→ **Stored data**:
--

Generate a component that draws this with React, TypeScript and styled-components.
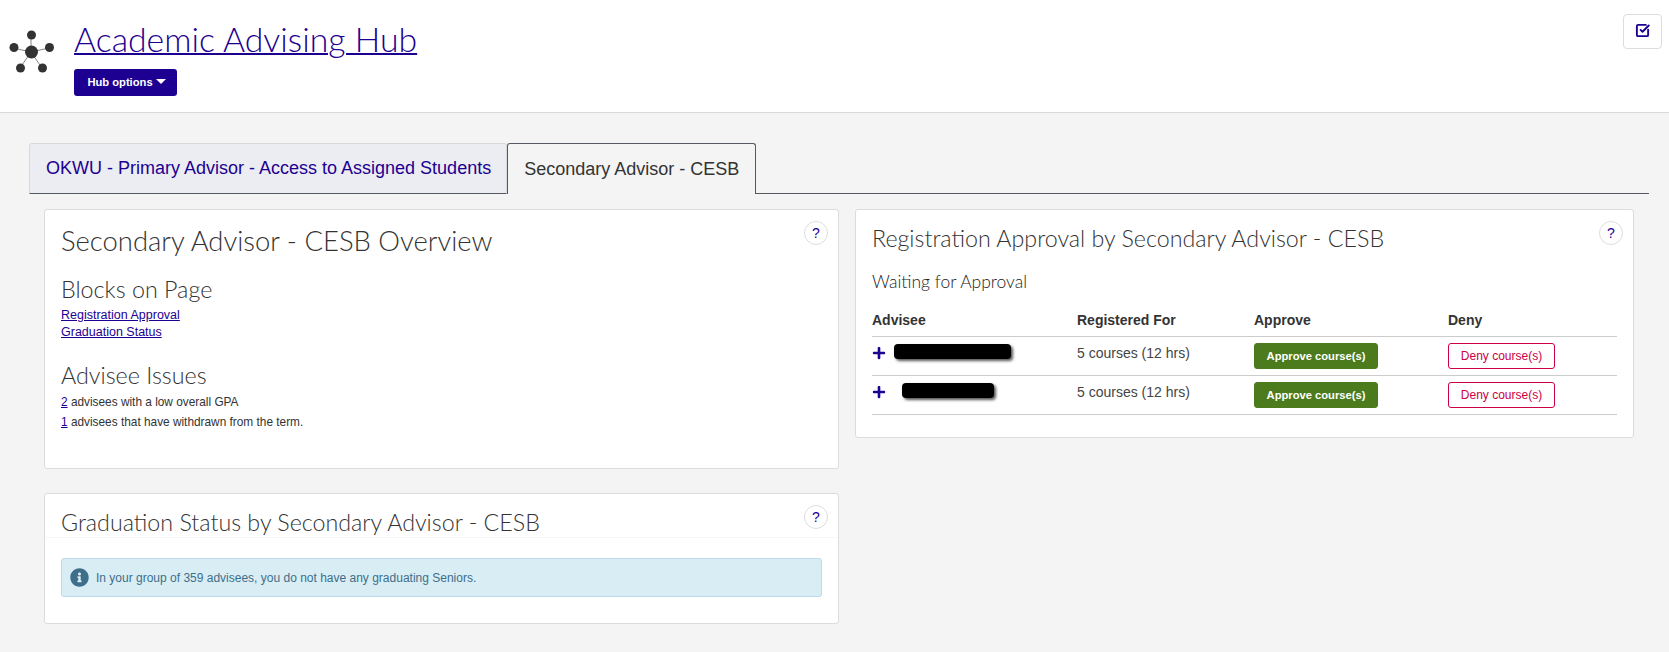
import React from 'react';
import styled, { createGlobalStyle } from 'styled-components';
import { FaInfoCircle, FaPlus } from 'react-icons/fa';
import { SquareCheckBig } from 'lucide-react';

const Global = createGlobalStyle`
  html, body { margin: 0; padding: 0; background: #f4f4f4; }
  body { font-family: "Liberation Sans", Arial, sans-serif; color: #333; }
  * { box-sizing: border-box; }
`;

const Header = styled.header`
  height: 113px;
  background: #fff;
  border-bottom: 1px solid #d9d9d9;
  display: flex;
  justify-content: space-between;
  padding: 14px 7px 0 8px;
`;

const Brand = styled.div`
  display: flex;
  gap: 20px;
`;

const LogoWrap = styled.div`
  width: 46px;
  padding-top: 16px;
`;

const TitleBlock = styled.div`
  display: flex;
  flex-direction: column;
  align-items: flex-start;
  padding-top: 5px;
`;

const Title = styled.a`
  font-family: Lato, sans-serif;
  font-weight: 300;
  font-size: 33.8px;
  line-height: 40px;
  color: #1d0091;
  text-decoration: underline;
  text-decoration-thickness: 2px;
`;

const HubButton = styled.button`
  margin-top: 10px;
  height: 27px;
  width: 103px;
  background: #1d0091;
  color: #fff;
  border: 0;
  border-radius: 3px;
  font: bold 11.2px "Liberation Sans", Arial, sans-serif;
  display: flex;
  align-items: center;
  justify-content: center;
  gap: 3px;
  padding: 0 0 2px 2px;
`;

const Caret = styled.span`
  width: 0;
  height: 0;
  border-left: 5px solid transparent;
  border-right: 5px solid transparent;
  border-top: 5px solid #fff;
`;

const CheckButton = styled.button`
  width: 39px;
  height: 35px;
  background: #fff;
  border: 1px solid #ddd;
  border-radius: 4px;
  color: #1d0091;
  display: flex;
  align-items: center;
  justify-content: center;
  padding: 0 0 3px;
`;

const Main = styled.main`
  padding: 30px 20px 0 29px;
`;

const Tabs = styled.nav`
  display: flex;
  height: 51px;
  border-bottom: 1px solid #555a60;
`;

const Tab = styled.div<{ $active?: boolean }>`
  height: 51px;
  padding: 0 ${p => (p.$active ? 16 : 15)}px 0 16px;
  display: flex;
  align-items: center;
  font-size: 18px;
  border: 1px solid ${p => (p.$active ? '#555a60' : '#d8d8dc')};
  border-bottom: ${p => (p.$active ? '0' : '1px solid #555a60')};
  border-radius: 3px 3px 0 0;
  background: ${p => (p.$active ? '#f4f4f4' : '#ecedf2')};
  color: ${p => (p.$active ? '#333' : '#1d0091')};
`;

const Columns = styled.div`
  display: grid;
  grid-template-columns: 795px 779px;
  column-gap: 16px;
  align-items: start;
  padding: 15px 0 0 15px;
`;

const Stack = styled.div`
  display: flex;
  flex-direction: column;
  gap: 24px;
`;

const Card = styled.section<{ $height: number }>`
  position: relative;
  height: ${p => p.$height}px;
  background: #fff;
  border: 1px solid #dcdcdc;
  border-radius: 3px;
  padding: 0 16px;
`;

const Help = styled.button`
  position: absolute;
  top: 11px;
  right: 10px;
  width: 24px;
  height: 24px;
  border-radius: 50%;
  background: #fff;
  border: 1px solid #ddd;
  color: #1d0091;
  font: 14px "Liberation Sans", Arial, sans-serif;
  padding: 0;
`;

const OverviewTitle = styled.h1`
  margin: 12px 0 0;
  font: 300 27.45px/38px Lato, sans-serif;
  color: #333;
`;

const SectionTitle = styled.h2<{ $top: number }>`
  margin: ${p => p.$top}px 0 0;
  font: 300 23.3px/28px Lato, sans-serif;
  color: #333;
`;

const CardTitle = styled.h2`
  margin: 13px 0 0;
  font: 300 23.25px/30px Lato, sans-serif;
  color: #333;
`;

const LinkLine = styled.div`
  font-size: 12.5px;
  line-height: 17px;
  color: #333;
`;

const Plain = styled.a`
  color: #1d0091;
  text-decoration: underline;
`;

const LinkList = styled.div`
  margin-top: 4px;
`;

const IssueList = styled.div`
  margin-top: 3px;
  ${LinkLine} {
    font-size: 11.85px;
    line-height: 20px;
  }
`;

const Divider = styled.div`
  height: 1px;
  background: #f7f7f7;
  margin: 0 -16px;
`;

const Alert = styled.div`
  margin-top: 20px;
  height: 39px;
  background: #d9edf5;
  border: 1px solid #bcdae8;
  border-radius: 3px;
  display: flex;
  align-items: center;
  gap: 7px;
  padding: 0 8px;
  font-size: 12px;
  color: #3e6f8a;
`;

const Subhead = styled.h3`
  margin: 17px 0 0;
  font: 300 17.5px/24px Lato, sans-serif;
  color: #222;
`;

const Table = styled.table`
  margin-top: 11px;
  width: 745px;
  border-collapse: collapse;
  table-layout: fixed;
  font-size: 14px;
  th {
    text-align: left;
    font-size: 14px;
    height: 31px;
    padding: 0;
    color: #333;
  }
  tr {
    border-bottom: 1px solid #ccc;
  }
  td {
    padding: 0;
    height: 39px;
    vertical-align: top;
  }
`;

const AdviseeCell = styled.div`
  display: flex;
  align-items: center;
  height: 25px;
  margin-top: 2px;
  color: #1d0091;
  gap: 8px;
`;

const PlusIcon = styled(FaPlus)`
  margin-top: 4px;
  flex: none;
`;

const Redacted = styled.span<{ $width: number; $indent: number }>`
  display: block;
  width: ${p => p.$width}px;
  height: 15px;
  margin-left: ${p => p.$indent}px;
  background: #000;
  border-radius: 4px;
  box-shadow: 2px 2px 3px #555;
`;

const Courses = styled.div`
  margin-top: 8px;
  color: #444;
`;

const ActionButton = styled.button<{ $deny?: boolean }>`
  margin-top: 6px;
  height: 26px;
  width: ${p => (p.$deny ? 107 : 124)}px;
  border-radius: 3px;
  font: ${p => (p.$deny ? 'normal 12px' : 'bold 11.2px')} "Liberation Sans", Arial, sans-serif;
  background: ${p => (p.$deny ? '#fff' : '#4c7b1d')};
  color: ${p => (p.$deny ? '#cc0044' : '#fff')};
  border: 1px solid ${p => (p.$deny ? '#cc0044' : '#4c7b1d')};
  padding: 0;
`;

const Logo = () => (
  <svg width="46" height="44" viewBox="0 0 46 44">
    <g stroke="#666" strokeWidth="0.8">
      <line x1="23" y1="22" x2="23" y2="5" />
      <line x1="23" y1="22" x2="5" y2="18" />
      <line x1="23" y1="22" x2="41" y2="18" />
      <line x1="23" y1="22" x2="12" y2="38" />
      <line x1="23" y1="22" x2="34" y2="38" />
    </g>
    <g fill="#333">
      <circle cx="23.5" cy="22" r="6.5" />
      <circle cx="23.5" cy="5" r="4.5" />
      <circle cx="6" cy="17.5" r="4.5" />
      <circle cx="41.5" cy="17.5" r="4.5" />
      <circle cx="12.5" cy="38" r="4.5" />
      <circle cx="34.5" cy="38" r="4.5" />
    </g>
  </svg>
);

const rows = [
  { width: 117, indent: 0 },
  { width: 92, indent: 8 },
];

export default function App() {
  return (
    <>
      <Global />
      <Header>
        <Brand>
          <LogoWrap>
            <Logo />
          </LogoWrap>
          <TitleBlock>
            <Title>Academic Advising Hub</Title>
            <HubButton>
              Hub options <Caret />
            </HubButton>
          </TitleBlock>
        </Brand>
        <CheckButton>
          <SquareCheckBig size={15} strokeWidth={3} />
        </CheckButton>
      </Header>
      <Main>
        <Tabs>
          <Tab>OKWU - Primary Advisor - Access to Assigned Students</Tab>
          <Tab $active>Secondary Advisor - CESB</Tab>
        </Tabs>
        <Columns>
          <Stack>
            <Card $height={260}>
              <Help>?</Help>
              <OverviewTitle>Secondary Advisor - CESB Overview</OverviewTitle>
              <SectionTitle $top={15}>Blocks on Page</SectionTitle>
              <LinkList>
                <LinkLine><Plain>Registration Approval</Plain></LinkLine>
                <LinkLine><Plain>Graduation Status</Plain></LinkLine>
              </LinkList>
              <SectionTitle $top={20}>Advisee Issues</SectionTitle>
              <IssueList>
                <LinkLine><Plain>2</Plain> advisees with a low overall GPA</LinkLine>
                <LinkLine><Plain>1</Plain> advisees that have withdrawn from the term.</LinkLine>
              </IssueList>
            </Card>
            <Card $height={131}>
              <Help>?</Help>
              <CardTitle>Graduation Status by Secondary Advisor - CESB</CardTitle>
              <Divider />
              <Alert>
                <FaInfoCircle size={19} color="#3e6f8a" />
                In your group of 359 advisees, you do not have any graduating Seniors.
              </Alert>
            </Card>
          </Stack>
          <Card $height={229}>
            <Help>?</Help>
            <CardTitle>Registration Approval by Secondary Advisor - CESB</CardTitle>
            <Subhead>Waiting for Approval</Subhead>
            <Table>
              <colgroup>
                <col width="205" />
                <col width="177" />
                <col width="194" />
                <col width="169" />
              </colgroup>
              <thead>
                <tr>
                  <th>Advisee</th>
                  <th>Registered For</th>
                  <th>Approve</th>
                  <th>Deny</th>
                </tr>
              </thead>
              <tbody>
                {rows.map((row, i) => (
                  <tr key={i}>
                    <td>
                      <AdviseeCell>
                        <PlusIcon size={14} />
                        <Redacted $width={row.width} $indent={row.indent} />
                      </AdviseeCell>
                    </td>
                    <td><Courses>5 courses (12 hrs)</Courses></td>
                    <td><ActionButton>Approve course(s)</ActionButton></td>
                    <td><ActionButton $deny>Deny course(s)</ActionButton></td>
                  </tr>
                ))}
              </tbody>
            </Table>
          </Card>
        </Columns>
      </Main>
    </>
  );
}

--

Every line in the data that holds "components" should be copied out.

→ **Response to the task**:
Generate a component that draws this with React, TypeScript and styled-components.
import styled, { createGlobalStyle } from 'styled-components';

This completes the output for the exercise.